Cage has suffered three concussions over his Irish career, plus knee and ankle ailments. While the joint issues are obviously a concern for a 320-plus pound individual, the concussion symptoms will be the bigger impediment to Cage finishing his career.
He has appeared in 30 games over three years, making a total of 32 tackles with five tackles for loss. The senior has one year of eligibility remaining.
Without Cage, Notre Dame will need to rely on a litany of unproven commodities in the defensive line interior. Junior Jerry Tillery will lead the way, and senior Jonathan Bonner has shown the ability to hold his own, despite moving to tackle only a year ago.
After that starting duo, though, questions arise. Junior Elijah Taylor suffered a LisFranc injury during spring practice, and the recovery from that can be inherently touch-and-go. Juniors Brandon Tiassum and Micah Dew-Treadway have never appeared in a collegiate game while senior Pete Mokwuah has seen action in six games, making one total tackle.
Suffice it to say, the chance is there for freshmen Darnell Ewell, Kurt Hinish and Myron Tagovailoa-Amosa to earn playing time at the outset of their careers.
A 99-to-2 refresher as it pertains to Cage: “This is a tricky spot to project. Concussion issues don’t follow a set timeline. If they are indeed in Cage’s past, his senior season could be a surprising success. If they are not, his time would be better spent tending to those than anything football-related.

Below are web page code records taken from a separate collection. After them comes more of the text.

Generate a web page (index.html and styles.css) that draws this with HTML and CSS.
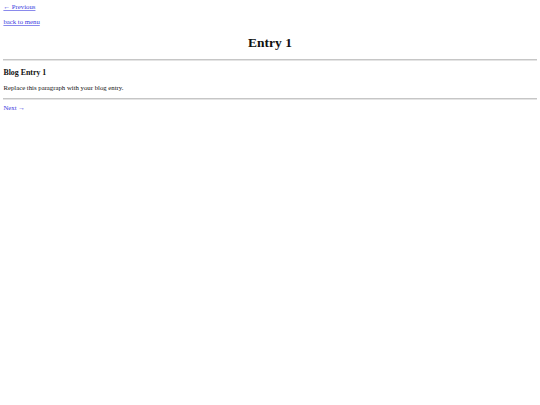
FILE: index.html
```html
<!DOCTYPE html>
<html lang="en">
<head>
    <meta charset="UTF-8">
    <title>Entry 1</title>
    <link rel="stylesheet" href="styles.css">
</head>
<body>
    <a href="#">&larr; Previous</a>
    <p><a href="#">back to menu</a></p>

    <h1 class="entry-title">Entry 1</h1>
    <hr>

    <!-- Blog post body -->
    <h3 class="post-title">Blog Entry 1</h3>
    <p>Replace this paragraph with your blog entry.</p>
    <hr>

    <a href="#">Next &rarr;</a>
</body>
</html>
```

FILE: styles.css
```css
body {
    font-family: "Liberation Serif", "Times New Roman", serif;
    font-size: 6.75px;
    line-height: 1.15;
    margin: 3.4px;
    color: #111;
    background-color: #fff;
}

a {
    color: #3a3ae0;
    text-decoration-thickness: 1px;
    text-decoration-color: #8a8aec;
    text-underline-offset: 1px;
}

.entry-title {
    text-align: center;
    font-size: 13.5px;
}

.post-title {
    margin: 0.85em 0;
}

hr {
    height: 0;
    border: none;
    border-top: 1px solid #c6c6c6;
    border-bottom: 0.7px solid #e4e4e4;
    margin: 3.4px 0;
}
```
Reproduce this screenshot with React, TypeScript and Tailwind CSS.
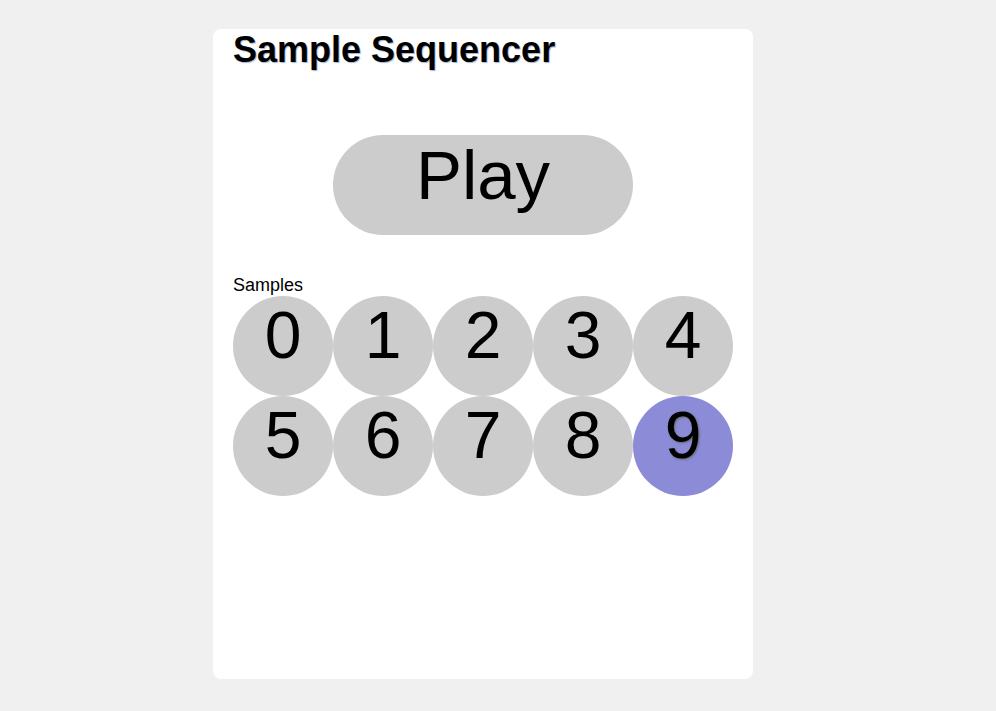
const samples = [0, 1, 2, 3, 4, 5, 6, 7, 8, 9];
const selected = 9;

export default function App() {
  return (
    <div className="min-h-[711px] bg-[#f0f0f0] pt-[29px] pl-[213px] font-['Liberation_Sans',Arial,sans-serif] text-black">
      <div className="h-[650px] w-[540px] rounded-[8px] bg-white px-[20px]">
        <h1 className="text-[36px] font-bold leading-[41px] [text-shadow:1px_1px_1px_#a3b3cc]">
          Sample Sequencer
        </h1>

        <div className="mt-[65px] flex justify-center">
          <button className="flex h-[100px] w-[300px] items-start justify-center rounded-full bg-[#cccccc] pt-[6px] text-[69px] leading-none">
            Play
          </button>
        </div>

        <div className="mt-[39px] text-[18px] leading-[22px]">Samples</div>
        <div className="grid grid-cols-[repeat(5,100px)]">
          {samples.map((n) => (
            <button
              key={n}
              className={
                n === selected
                  ? 'flex h-[100px] w-[100px] items-start justify-center rounded-full bg-[#8b8bd8] pt-[6px] text-[66px] leading-none [text-shadow:1px_1px_2px_#666]'
                  : 'flex h-[100px] w-[100px] items-start justify-center rounded-full bg-[#cccccc] pt-[6px] text-[66px] leading-none'
              }
            >
              {n}
            </button>
          ))}
        </div>
      </div>
    </div>
  );
}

For this spot’s sake, let’s operate as if Cage is past any health concerns.
In 2017, he will have abundant chance to contribute, and his track record indicates he will make the most of those moments. Rather than focus on tackle totals, the best measurement of Cage’s success will be how he fills the holes, theoretically stemming an opponent’s running attack. Similar to the Louis Nix/Manti Te’o dynamic, if Cage does his job properly, senior linebackers Nyles Morgan and Greer Martini will see the benefits on the stat sheet. Cage fits that role much better than Tillery or even senior Jonathan Bonner.
From the first game of his freshman season, Cage has shown ability. That has never been the question. It is simply a manner of him staying on the field.”